Sampling Surveys

📊Sampling Surveys Unit 12 – Nonresponse and Missing Data

Nonresponse and missing data are crucial issues in sampling surveys. They can lead to biased results and reduced statistical power, affecting the validity of study findings. Understanding the types, causes, and prevention strategies is essential for researchers to minimize their impact. Handling missing data requires careful consideration of appropriate techniques. From simple methods like listwise deletion to more advanced approaches like multiple imputation, researchers must choose strategies that preserve data integrity and account for uncertainty in their analyses.

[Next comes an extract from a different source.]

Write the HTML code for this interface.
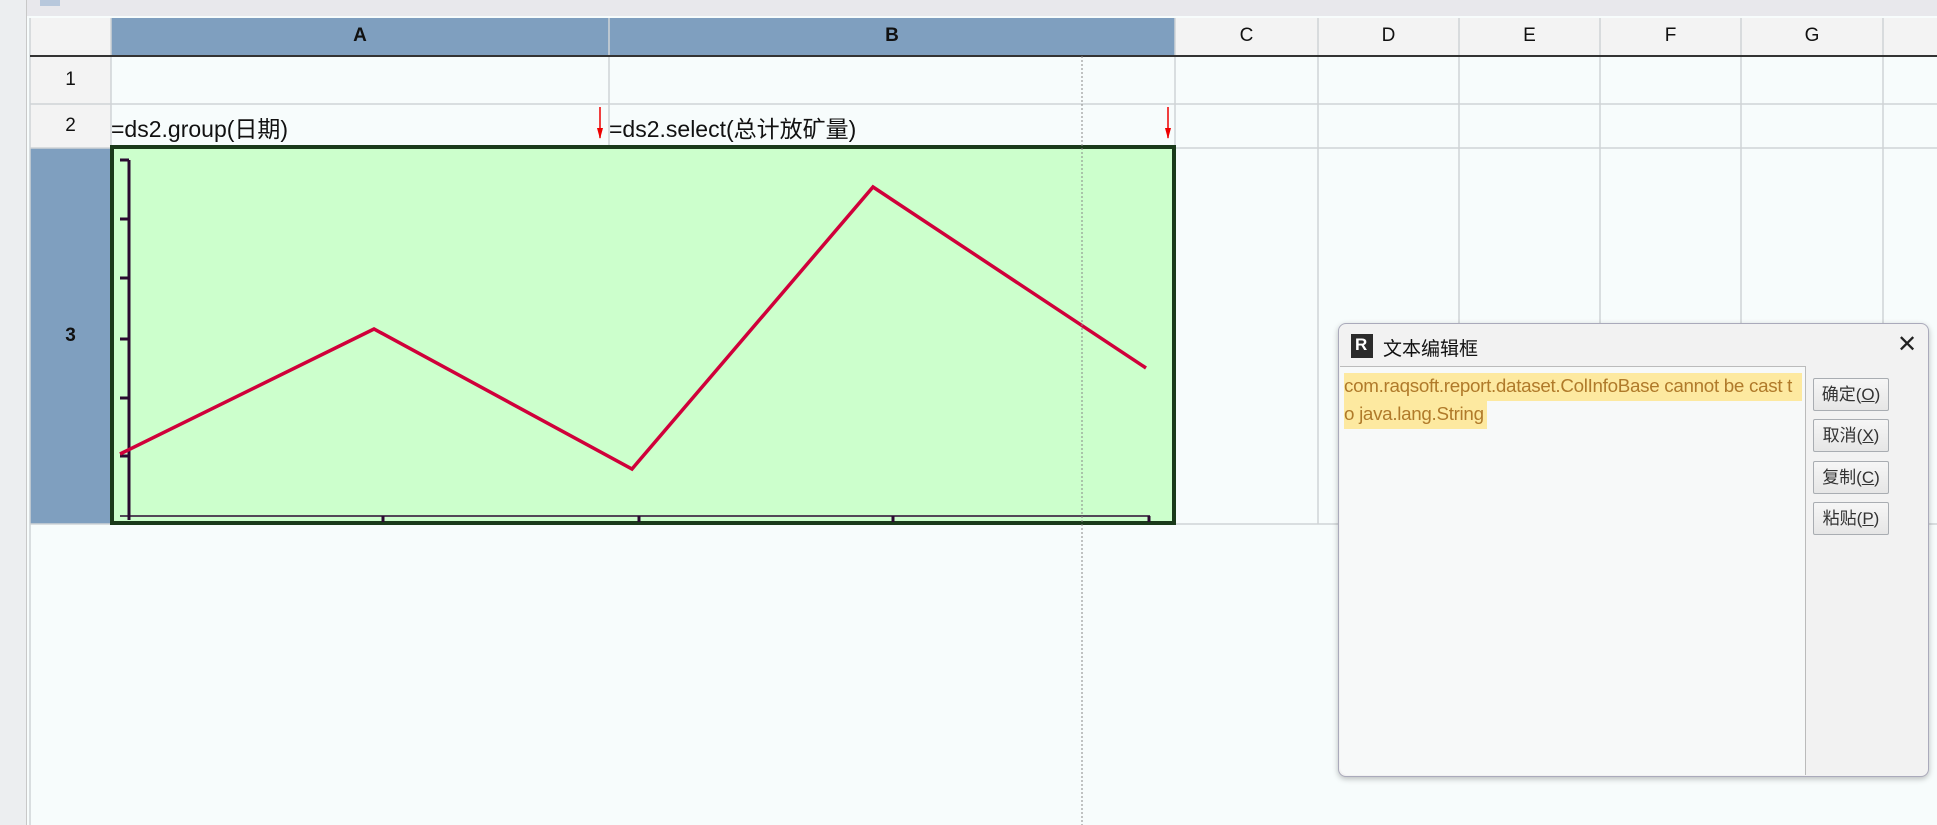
<!DOCTYPE html>
<html><head><meta charset="utf-8"><style>
body{margin:0;width:1937px;height:825px;overflow:hidden;background:#f7fcfc;font-family:"Liberation Sans","Noto Sans CJK SC",sans-serif;position:relative}
.a{position:absolute}
.t{position:absolute;font-size:20px;color:#111;white-space:nowrap}
.hd{position:absolute;font-size:19px;text-align:center;color:#111}
.btn{position:absolute;left:1813px;width:74px;height:31px;border:1px solid #a9adb2;background:linear-gradient(#f6f6f6,#e6e6e6);font-size:17px;text-align:center;line-height:31px;color:#333;border-radius:2px}
.btn u{text-decoration:underline}
</style></head><body>
<div class="a" style="left:0;top:0;width:1937px;height:16px;background:#e8e8ec"></div>
<div class="a" style="left:0;top:0;width:26px;height:825px;background:#eceef0;border-right:1px solid #c8c8c8"></div>
<div class="a" style="left:40px;top:0;width:20px;height:6px;background:#b8c8dc"></div>
<svg class="a" style="left:0;top:0" width="1937" height="825">
<rect x="30" y="18" width="1907" height="37" fill="#f3f3f3"/>
<rect x="111" y="18" width="1064" height="37" fill="#7f9fbf"/>
<rect x="30" y="55" width="81" height="93" fill="#f3f3f3"/>
<rect x="30" y="148" width="81" height="376" fill="#7f9fbf"/>
<g stroke="#cfd3d6" stroke-width="1.5">
<line x1="30" y1="18" x2="30" y2="825"/>
<line x1="111" y1="18" x2="111" y2="524"/>
<line x1="609" y1="18" x2="609" y2="148"/>
<line x1="1175" y1="18" x2="1175" y2="524"/>
<line x1="1318" y1="18" x2="1318" y2="524"/>
<line x1="1459" y1="18" x2="1459" y2="524"/>
<line x1="1600" y1="18" x2="1600" y2="524"/>
<line x1="1741" y1="18" x2="1741" y2="524"/>
<line x1="1883" y1="18" x2="1883" y2="524"/>
<line x1="30" y1="104" x2="1937" y2="104"/>
<line x1="30" y1="148" x2="1937" y2="148"/>
<line x1="30" y1="524" x2="1937" y2="524"/>
</g>
<line x1="30" y1="56" x2="1937" y2="56" stroke="#333" stroke-width="2"/>
<rect x="112" y="147" width="1062" height="376" fill="#ccffcc" stroke="#1a3a1a" stroke-width="4"/>
<g stroke="#2a0a30" stroke-width="3">
<line x1="129" y1="160" x2="129" y2="520"/>
<line x1="120" y1="160" x2="129" y2="160"/><line x1="120" y1="219" x2="129" y2="219"/><line x1="120" y1="278" x2="129" y2="278"/><line x1="120" y1="339" x2="129" y2="339"/><line x1="120" y1="398" x2="129" y2="398"/><line x1="120" y1="456" x2="129" y2="456"/>
<line x1="383" y1="516" x2="383" y2="522"/><line x1="639" y1="516" x2="639" y2="522"/><line x1="893" y1="516" x2="893" y2="522"/><line x1="1149" y1="516" x2="1149" y2="522"/>
</g>
<line x1="120" y1="516" x2="1150" y2="516" stroke="#2a0a30" stroke-width="1.5"/>
<polyline points="120,454 374,329 632,469 873,187 1146,368" fill="none" stroke="#d0003a" stroke-width="3.5"/>
<line x1="1082" y1="56" x2="1082" y2="825" stroke="#888" stroke-width="1" stroke-dasharray="2,2"/>
<g stroke="#e00" stroke-width="1.5"><line x1="600" y1="107" x2="600" y2="138"/><line x1="1168" y1="107" x2="1168" y2="138"/></g>
<polygon points="597,128 603,128 600,139" fill="#e00"/><polygon points="1165,128 1171,128 1168,139" fill="#e00"/>
</svg>
<div class="hd" style="left:111px;top:25px;width:498px;font-weight:bold">A</div>
<div class="hd" style="left:609px;top:25px;width:566px;font-weight:bold">B</div>
<div class="hd" style="left:1175px;top:25px;width:143px">C</div>
<div class="hd" style="left:1318px;top:25px;width:141px">D</div>
<div class="hd" style="left:1459px;top:25px;width:141px">E</div>
<div class="hd" style="left:1600px;top:25px;width:141px">F</div>
<div class="hd" style="left:1741px;top:25px;width:142px">G</div>
<div class="hd" style="left:30px;top:69px;width:81px">1</div>
<div class="hd" style="left:30px;top:115px;width:81px">2</div>
<div class="hd" style="left:30px;top:325px;width:81px;font-weight:bold">3</div>
<div class="t" style="left:111px;top:110px;font-size:23px">=ds2.group(日期)</div>
<div class="t" style="left:609px;top:110px;font-size:23px">=ds2.select(总计放矿量)</div>
<div class="a" style="left:1338px;top:323px;width:589px;height:452px;background:#f2f2f2;border:1px solid #aab;border-radius:8px;box-shadow:0 2px 6px rgba(0,0,0,.25)"></div>
<div class="a" style="left:1351px;top:334px;width:22px;height:24px;background:#2b2b2b"></div>
<div class="a" style="left:1355px;top:335px;color:#fff;font-weight:bold;font-size:17px">R</div>
<div class="t" style="left:1383px;top:334px;font-size:19px">文本编辑框</div>
<div class="a" style="left:1897px;top:330px;font-size:24px;color:#222">✕</div>
<div class="a" style="left:1340px;top:366px;width:465px;height:408px;background:#f7f9f9;border-top:1px solid #bbb;border-right:1px solid #bbb;border-bottom-left-radius:8px"></div>
<div class="a" style="left:1344px;top:373px;width:458px;height:28px;background:#fde9a0"></div>
<div class="a" style="left:1344px;top:401px;width:143px;height:28px;background:#fde9a0"></div>
<div class="t" style="left:1344px;top:375px;font-size:18.8px;color:#b07a2a;letter-spacing:-0.3px">com.raqsoft.report.dataset.ColInfoBase cannot be cast t</div>
<div class="t" style="left:1344px;top:403px;font-size:18.8px;color:#b07a2a;letter-spacing:-0.3px">o java.lang.String</div>
<div class="btn" style="top:378px">确定(<u>O</u>)</div>
<div class="btn" style="top:419px">取消(<u>X</u>)</div>
<div class="btn" style="top:461px">复制(<u>C</u>)</div>
<div class="btn" style="top:502px">粘贴(<u>P</u>)</div>
</body></html>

What's the Deal with Missing Data?

  • Missing data occurs when participants in a survey or study fail to provide responses to some or all of the questions
  • Can lead to biased results and inaccurate conclusions if not handled properly
  • Reduces the effective sample size, which can decrease the power of statistical analyses
  • Occurs due to various reasons such as participant refusal, inability to contact participants, or data entry errors
  • Can be classified into different types based on the underlying mechanisms (item nonresponse, unit nonresponse)
  • Requires careful consideration and appropriate techniques to minimize its impact on the validity and reliability of the study findings
  • Ignoring missing data can lead to biased estimates and incorrect inferences about the population of interest

Types of Nonresponse: It's Not All the Same

  • Unit nonresponse happens when an entire sampling unit fails to respond to the survey (household, individual)
  • Item nonresponse occurs when a respondent provides answers to some questions but leaves others blank
  • Wave nonresponse is specific to longitudinal studies and refers to participants dropping out of the study over time
  • Attrition is a form of wave nonresponse where participants leave the study and do not return
  • Partial nonresponse occurs when a respondent provides incomplete or inconsistent answers to a question
  • Nonresponse can be classified as ignorable or non-ignorable depending on the underlying mechanisms
    • Ignorable nonresponse assumes that the missing data is unrelated to the variables of interest
    • Non-ignorable nonresponse suggests that the missingness is related to the variables being measured

Why People Don't Respond: The Psychology Behind It

  • Lack of interest or motivation to participate in the survey or study
  • Concerns about privacy and confidentiality of the information provided
  • Perception that the survey is too long or time-consuming to complete
  • Difficulty understanding the questions or instructions due to language barriers or cognitive limitations
  • Feeling that the survey is not relevant or applicable to their situation
  • Distrust in the organization conducting the survey or the purpose of the study
  • Experiencing survey fatigue due to being oversampled or receiving too many survey requests
  • Personal circumstances such as illness, travel, or other commitments that prevent participation

Preventing Nonresponse: Tricks of the Trade

  • Design clear, concise, and engaging survey questions that are easy to understand and answer
  • Keep the survey length reasonable to minimize respondent burden and increase completion rates
  • Offer incentives or rewards for participation, such as gift cards or entry into a prize draw
  • Provide multiple modes of survey administration (online, phone, mail) to accommodate different preferences
  • Send personalized invitations and reminders to encourage participation and show the importance of the study
  • Ensure that the survey is accessible and compatible with various devices and platforms
  • Build trust with participants by clearly communicating the purpose, confidentiality, and use of the data collected
  • Conduct pilot tests to identify and address potential issues that may lead to nonresponse

Handling Missing Data: Fix It or Forget It?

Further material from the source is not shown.